- MATERIAL
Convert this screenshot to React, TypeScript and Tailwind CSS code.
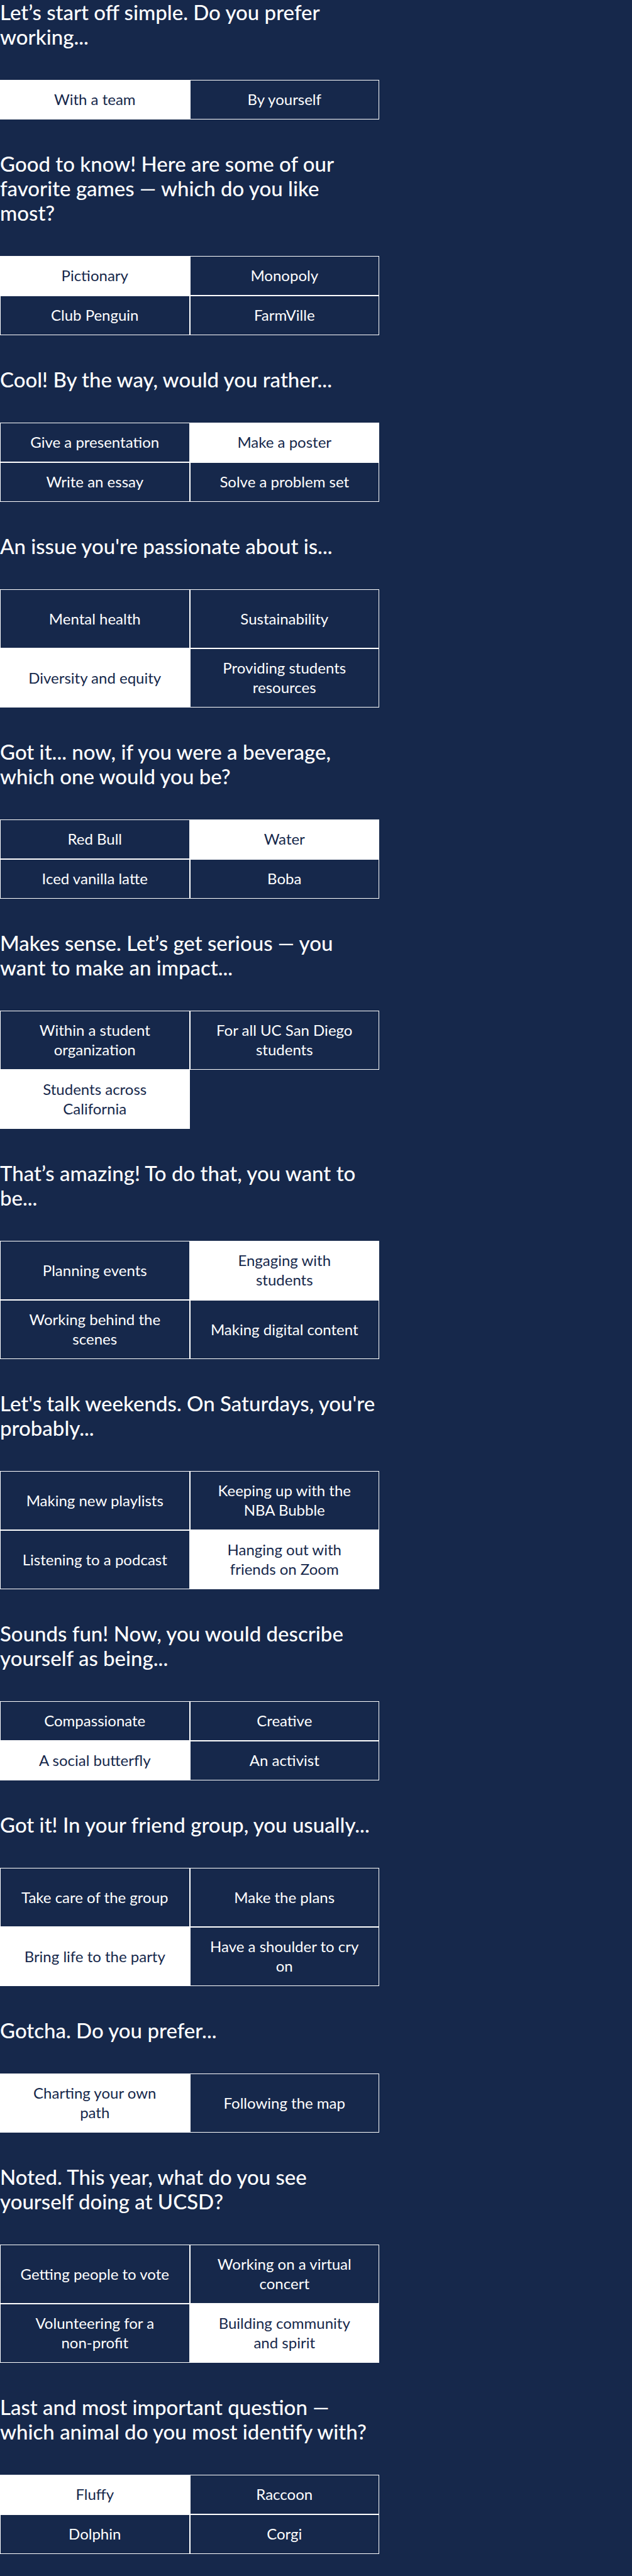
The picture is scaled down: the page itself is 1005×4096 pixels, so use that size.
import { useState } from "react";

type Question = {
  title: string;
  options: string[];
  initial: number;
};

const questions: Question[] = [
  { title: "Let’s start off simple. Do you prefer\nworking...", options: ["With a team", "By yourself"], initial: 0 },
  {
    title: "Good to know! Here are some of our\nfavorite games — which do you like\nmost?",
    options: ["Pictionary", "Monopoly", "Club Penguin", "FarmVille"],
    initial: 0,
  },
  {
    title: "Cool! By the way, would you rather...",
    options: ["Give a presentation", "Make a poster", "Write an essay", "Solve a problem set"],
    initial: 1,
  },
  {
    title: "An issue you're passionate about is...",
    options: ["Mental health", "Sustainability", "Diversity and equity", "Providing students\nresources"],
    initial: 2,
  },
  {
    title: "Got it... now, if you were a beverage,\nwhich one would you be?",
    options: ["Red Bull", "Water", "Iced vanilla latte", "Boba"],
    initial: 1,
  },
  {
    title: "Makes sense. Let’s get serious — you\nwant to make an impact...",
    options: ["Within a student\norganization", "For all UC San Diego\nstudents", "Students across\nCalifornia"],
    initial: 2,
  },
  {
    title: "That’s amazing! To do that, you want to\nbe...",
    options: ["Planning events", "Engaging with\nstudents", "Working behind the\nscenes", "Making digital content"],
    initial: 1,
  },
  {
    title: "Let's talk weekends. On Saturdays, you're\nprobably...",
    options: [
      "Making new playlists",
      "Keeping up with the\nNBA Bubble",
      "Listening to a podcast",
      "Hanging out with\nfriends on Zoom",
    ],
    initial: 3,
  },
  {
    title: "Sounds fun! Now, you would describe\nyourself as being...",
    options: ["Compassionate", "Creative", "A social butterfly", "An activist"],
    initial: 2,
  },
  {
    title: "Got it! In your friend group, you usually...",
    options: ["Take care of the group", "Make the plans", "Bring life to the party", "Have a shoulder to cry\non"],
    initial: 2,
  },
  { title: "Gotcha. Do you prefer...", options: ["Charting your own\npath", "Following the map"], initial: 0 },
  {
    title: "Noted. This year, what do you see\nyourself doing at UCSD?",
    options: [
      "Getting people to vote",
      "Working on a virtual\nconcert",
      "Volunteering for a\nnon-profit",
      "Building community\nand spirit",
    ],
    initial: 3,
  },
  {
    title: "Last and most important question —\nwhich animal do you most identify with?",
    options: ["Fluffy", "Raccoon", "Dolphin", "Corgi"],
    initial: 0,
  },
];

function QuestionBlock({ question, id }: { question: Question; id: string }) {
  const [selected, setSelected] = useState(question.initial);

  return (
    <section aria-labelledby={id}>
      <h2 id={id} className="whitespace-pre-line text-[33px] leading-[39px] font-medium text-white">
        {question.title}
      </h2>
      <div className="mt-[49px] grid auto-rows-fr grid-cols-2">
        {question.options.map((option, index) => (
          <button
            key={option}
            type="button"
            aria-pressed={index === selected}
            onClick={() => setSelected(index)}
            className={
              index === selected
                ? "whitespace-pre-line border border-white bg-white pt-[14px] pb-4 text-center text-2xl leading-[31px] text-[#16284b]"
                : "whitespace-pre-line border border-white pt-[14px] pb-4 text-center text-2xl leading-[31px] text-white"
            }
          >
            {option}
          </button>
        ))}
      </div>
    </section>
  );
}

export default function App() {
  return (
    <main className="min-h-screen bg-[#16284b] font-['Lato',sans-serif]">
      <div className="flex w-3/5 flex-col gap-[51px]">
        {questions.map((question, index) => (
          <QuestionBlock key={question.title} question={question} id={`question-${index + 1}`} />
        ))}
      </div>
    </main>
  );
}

- EXERCISE
Reproduce all of the material exactly, apart from the pictures.

- OUTPUT OF THE EXERCISE
Convert this screenshot to React, TypeScript and Tailwind CSS code.
The picture is scaled down: the page itself is 1005×4096 pixels, so use that size.
import { useState } from "react";

type Question = {
  title: string;
  options: string[];
  initial: number;
};

const questions: Question[] = [
  { title: "Let’s start off simple. Do you prefer\nworking...", options: ["With a team", "By yourself"], initial: 0 },
  {
    title: "Good to know! Here are some of our\nfavorite games — which do you like\nmost?",
    options: ["Pictionary", "Monopoly", "Club Penguin", "FarmVille"],
    initial: 0,
  },
  {
    title: "Cool! By the way, would you rather...",
    options: ["Give a presentation", "Make a poster", "Write an essay", "Solve a problem set"],
    initial: 1,
  },
  {
    title: "An issue you're passionate about is...",
    options: ["Mental health", "Sustainability", "Diversity and equity", "Providing students\nresources"],
    initial: 2,
  },
  {
    title: "Got it... now, if you were a beverage,\nwhich one would you be?",
    options: ["Red Bull", "Water", "Iced vanilla latte", "Boba"],
    initial: 1,
  },
  {
    title: "Makes sense. Let’s get serious — you\nwant to make an impact...",
    options: ["Within a student\norganization", "For all UC San Diego\nstudents", "Students across\nCalifornia"],
    initial: 2,
  },
  {
    title: "That’s amazing! To do that, you want to\nbe...",
    options: ["Planning events", "Engaging with\nstudents", "Working behind the\nscenes", "Making digital content"],
    initial: 1,
  },
  {
    title: "Let's talk weekends. On Saturdays, you're\nprobably...",
    options: [
      "Making new playlists",
      "Keeping up with the\nNBA Bubble",
      "Listening to a podcast",
      "Hanging out with\nfriends on Zoom",
    ],
    initial: 3,
  },
  {
    title: "Sounds fun! Now, you would describe\nyourself as being...",
    options: ["Compassionate", "Creative", "A social butterfly", "An activist"],
    initial: 2,
  },
  {
    title: "Got it! In your friend group, you usually...",
    options: ["Take care of the group", "Make the plans", "Bring life to the party", "Have a shoulder to cry\non"],
    initial: 2,
  },
  { title: "Gotcha. Do you prefer...", options: ["Charting your own\npath", "Following the map"], initial: 0 },
  {
    title: "Noted. This year, what do you see\nyourself doing at UCSD?",
    options: [
      "Getting people to vote",
      "Working on a virtual\nconcert",
      "Volunteering for a\nnon-profit",
      "Building community\nand spirit",
    ],
    initial: 3,
  },
  {
    title: "Last and most important question —\nwhich animal do you most identify with?",
    options: ["Fluffy", "Raccoon", "Dolphin", "Corgi"],
    initial: 0,
  },
];

function QuestionBlock({ question, id }: { question: Question; id: string }) {
  const [selected, setSelected] = useState(question.initial);

  return (
    <section aria-labelledby={id}>
      <h2 id={id} className="whitespace-pre-line text-[33px] leading-[39px] font-medium text-white">
        {question.title}
      </h2>
      <div className="mt-[49px] grid auto-rows-fr grid-cols-2">
        {question.options.map((option, index) => (
          <button
            key={option}
            type="button"
            aria-pressed={index === selected}
            onClick={() => setSelected(index)}
            className={
              index === selected
                ? "whitespace-pre-line border border-white bg-white pt-[14px] pb-4 text-center text-2xl leading-[31px] text-[#16284b]"
                : "whitespace-pre-line border border-white pt-[14px] pb-4 text-center text-2xl leading-[31px] text-white"
            }
          >
            {option}
          </button>
        ))}
      </div>
    </section>
  );
}

export default function App() {
  return (
    <main className="min-h-screen bg-[#16284b] font-['Lato',sans-serif]">
      <div className="flex w-3/5 flex-col gap-[51px]">
        {questions.map((question, index) => (
          <QuestionBlock key={question.title} question={question} id={`question-${index + 1}`} />
        ))}
      </div>
    </main>
  );
}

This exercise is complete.